Exercise requirements>
Retype everything in the listing, leaving each line exactly as it is.

══ Source material

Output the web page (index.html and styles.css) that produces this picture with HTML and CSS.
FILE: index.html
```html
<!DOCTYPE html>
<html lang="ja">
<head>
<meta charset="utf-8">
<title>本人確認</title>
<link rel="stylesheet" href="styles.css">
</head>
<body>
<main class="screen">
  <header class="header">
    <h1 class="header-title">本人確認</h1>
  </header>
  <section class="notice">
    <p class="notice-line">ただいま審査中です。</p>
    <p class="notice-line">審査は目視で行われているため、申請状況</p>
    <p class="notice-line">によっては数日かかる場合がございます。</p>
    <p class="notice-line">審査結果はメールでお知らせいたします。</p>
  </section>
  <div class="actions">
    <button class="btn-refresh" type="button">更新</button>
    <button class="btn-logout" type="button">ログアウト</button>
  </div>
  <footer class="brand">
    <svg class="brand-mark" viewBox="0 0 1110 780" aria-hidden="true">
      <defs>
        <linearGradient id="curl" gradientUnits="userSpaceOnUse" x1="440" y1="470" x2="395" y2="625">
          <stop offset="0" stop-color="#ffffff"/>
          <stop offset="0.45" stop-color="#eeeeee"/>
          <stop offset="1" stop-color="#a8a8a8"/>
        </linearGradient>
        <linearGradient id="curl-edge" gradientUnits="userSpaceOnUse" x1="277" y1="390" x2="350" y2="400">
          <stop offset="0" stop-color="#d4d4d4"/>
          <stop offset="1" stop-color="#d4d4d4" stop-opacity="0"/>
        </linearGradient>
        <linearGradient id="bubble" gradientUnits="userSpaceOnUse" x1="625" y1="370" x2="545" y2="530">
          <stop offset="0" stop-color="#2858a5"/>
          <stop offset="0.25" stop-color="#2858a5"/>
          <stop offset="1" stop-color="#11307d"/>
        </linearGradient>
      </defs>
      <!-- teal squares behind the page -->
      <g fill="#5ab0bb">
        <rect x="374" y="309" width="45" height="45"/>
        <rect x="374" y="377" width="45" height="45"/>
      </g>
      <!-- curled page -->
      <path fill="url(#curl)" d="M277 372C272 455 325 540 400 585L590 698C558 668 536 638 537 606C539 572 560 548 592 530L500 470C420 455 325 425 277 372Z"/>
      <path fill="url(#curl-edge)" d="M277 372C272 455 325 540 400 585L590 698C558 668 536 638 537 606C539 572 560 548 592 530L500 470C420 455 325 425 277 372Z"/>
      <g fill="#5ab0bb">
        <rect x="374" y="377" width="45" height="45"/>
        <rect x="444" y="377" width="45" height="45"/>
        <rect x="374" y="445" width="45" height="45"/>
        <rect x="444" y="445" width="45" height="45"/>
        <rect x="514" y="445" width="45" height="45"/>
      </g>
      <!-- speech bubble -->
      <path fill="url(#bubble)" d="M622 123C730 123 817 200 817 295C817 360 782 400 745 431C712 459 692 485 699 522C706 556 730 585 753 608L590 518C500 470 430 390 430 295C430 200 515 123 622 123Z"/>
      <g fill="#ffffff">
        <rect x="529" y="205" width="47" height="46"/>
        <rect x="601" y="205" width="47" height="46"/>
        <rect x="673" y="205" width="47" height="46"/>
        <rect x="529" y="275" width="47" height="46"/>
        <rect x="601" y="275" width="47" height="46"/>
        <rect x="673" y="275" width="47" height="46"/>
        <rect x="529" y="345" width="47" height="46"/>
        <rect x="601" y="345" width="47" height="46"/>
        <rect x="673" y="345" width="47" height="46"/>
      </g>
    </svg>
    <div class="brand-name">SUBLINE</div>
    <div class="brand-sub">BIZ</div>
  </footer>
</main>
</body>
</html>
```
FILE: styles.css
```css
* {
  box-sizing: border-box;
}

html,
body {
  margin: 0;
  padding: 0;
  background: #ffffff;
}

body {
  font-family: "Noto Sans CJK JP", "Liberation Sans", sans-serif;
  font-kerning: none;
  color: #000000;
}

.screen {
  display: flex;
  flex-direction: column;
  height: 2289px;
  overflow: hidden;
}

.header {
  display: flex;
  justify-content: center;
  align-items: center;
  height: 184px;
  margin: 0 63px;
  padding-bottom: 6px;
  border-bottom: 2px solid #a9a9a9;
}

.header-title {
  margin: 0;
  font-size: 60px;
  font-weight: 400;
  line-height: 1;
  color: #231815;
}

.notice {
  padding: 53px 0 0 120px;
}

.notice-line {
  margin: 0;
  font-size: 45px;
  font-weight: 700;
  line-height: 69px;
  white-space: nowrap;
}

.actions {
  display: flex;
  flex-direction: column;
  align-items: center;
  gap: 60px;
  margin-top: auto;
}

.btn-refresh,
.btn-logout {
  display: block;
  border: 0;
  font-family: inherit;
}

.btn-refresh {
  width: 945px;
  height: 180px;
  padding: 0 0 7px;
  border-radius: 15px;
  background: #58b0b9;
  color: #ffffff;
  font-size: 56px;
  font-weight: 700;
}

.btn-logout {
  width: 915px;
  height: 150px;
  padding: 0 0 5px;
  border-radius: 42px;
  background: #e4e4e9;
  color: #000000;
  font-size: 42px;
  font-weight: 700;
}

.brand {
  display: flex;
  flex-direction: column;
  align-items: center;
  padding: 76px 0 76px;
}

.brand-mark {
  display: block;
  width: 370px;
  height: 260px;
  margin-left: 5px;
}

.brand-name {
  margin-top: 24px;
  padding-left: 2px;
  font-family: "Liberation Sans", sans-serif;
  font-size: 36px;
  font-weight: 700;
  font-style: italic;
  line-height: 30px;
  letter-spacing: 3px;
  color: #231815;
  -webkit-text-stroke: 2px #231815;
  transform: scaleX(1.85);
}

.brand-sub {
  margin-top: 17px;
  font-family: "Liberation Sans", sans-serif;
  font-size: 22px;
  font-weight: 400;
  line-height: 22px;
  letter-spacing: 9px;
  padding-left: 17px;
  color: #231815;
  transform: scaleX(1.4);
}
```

════

Solution to this exercise>
Output the web page (index.html and styles.css) that produces this picture with HTML and CSS.
FILE: index.html
```html
<!DOCTYPE html>
<html lang="ja">
<head>
<meta charset="utf-8">
<title>本人確認</title>
<link rel="stylesheet" href="styles.css">
</head>
<body>
<main class="screen">
  <header class="header">
    <h1 class="header-title">本人確認</h1>
  </header>
  <section class="notice">
    <p class="notice-line">ただいま審査中です。</p>
    <p class="notice-line">審査は目視で行われているため、申請状況</p>
    <p class="notice-line">によっては数日かかる場合がございます。</p>
    <p class="notice-line">審査結果はメールでお知らせいたします。</p>
  </section>
  <div class="actions">
    <button class="btn-refresh" type="button">更新</button>
    <button class="btn-logout" type="button">ログアウト</button>
  </div>
  <footer class="brand">
    <svg class="brand-mark" viewBox="0 0 1110 780" aria-hidden="true">
      <defs>
        <linearGradient id="curl" gradientUnits="userSpaceOnUse" x1="440" y1="470" x2="395" y2="625">
          <stop offset="0" stop-color="#ffffff"/>
          <stop offset="0.45" stop-color="#eeeeee"/>
          <stop offset="1" stop-color="#a8a8a8"/>
        </linearGradient>
        <linearGradient id="curl-edge" gradientUnits="userSpaceOnUse" x1="277" y1="390" x2="350" y2="400">
          <stop offset="0" stop-color="#d4d4d4"/>
          <stop offset="1" stop-color="#d4d4d4" stop-opacity="0"/>
        </linearGradient>
        <linearGradient id="bubble" gradientUnits="userSpaceOnUse" x1="625" y1="370" x2="545" y2="530">
          <stop offset="0" stop-color="#2858a5"/>
          <stop offset="0.25" stop-color="#2858a5"/>
          <stop offset="1" stop-color="#11307d"/>
        </linearGradient>
      </defs>
      <!-- teal squares behind the page -->
      <g fill="#5ab0bb">
        <rect x="374" y="309" width="45" height="45"/>
        <rect x="374" y="377" width="45" height="45"/>
      </g>
      <!-- curled page -->
      <path fill="url(#curl)" d="M277 372C272 455 325 540 400 585L590 698C558 668 536 638 537 606C539 572 560 548 592 530L500 470C420 455 325 425 277 372Z"/>
      <path fill="url(#curl-edge)" d="M277 372C272 455 325 540 400 585L590 698C558 668 536 638 537 606C539 572 560 548 592 530L500 470C420 455 325 425 277 372Z"/>
      <g fill="#5ab0bb">
        <rect x="374" y="377" width="45" height="45"/>
        <rect x="444" y="377" width="45" height="45"/>
        <rect x="374" y="445" width="45" height="45"/>
        <rect x="444" y="445" width="45" height="45"/>
        <rect x="514" y="445" width="45" height="45"/>
      </g>
      <!-- speech bubble -->
      <path fill="url(#bubble)" d="M622 123C730 123 817 200 817 295C817 360 782 400 745 431C712 459 692 485 699 522C706 556 730 585 753 608L590 518C500 470 430 390 430 295C430 200 515 123 622 123Z"/>
      <g fill="#ffffff">
        <rect x="529" y="205" width="47" height="46"/>
        <rect x="601" y="205" width="47" height="46"/>
        <rect x="673" y="205" width="47" height="46"/>
        <rect x="529" y="275" width="47" height="46"/>
        <rect x="601" y="275" width="47" height="46"/>
        <rect x="673" y="275" width="47" height="46"/>
        <rect x="529" y="345" width="47" height="46"/>
        <rect x="601" y="345" width="47" height="46"/>
        <rect x="673" y="345" width="47" height="46"/>
      </g>
    </svg>
    <div class="brand-name">SUBLINE</div>
    <div class="brand-sub">BIZ</div>
  </footer>
</main>
</body>
</html>
```
FILE: styles.css
```css
* {
  box-sizing: border-box;
}

html,
body {
  margin: 0;
  padding: 0;
  background: #ffffff;
}

body {
  font-family: "Noto Sans CJK JP", "Liberation Sans", sans-serif;
  font-kerning: none;
  color: #000000;
}

.screen {
  display: flex;
  flex-direction: column;
  height: 2289px;
  overflow: hidden;
}

.header {
  display: flex;
  justify-content: center;
  align-items: center;
  height: 184px;
  margin: 0 63px;
  padding-bottom: 6px;
  border-bottom: 2px solid #a9a9a9;
}

.header-title {
  margin: 0;
  font-size: 60px;
  font-weight: 400;
  line-height: 1;
  color: #231815;
}

.notice {
  padding: 53px 0 0 120px;
}

.notice-line {
  margin: 0;
  font-size: 45px;
  font-weight: 700;
  line-height: 69px;
  white-space: nowrap;
}

.actions {
  display: flex;
  flex-direction: column;
  align-items: center;
  gap: 60px;
  margin-top: auto;
}

.btn-refresh,
.btn-logout {
  display: block;
  border: 0;
  font-family: inherit;
}

.btn-refresh {
  width: 945px;
  height: 180px;
  padding: 0 0 7px;
  border-radius: 15px;
  background: #58b0b9;
  color: #ffffff;
  font-size: 56px;
  font-weight: 700;
}

.btn-logout {
  width: 915px;
  height: 150px;
  padding: 0 0 5px;
  border-radius: 42px;
  background: #e4e4e9;
  color: #000000;
  font-size: 42px;
  font-weight: 700;
}

.brand {
  display: flex;
  flex-direction: column;
  align-items: center;
  padding: 76px 0 76px;
}

.brand-mark {
  display: block;
  width: 370px;
  height: 260px;
  margin-left: 5px;
}

.brand-name {
  margin-top: 24px;
  padding-left: 2px;
  font-family: "Liberation Sans", sans-serif;
  font-size: 36px;
  font-weight: 700;
  font-style: italic;
  line-height: 30px;
  letter-spacing: 3px;
  color: #231815;
  -webkit-text-stroke: 2px #231815;
  transform: scaleX(1.85);
}

.brand-sub {
  margin-top: 17px;
  font-family: "Liberation Sans", sans-serif;
  font-size: 22px;
  font-weight: 400;
  line-height: 22px;
  letter-spacing: 9px;
  padding-left: 17px;
  color: #231815;
  transform: scaleX(1.4);
}
```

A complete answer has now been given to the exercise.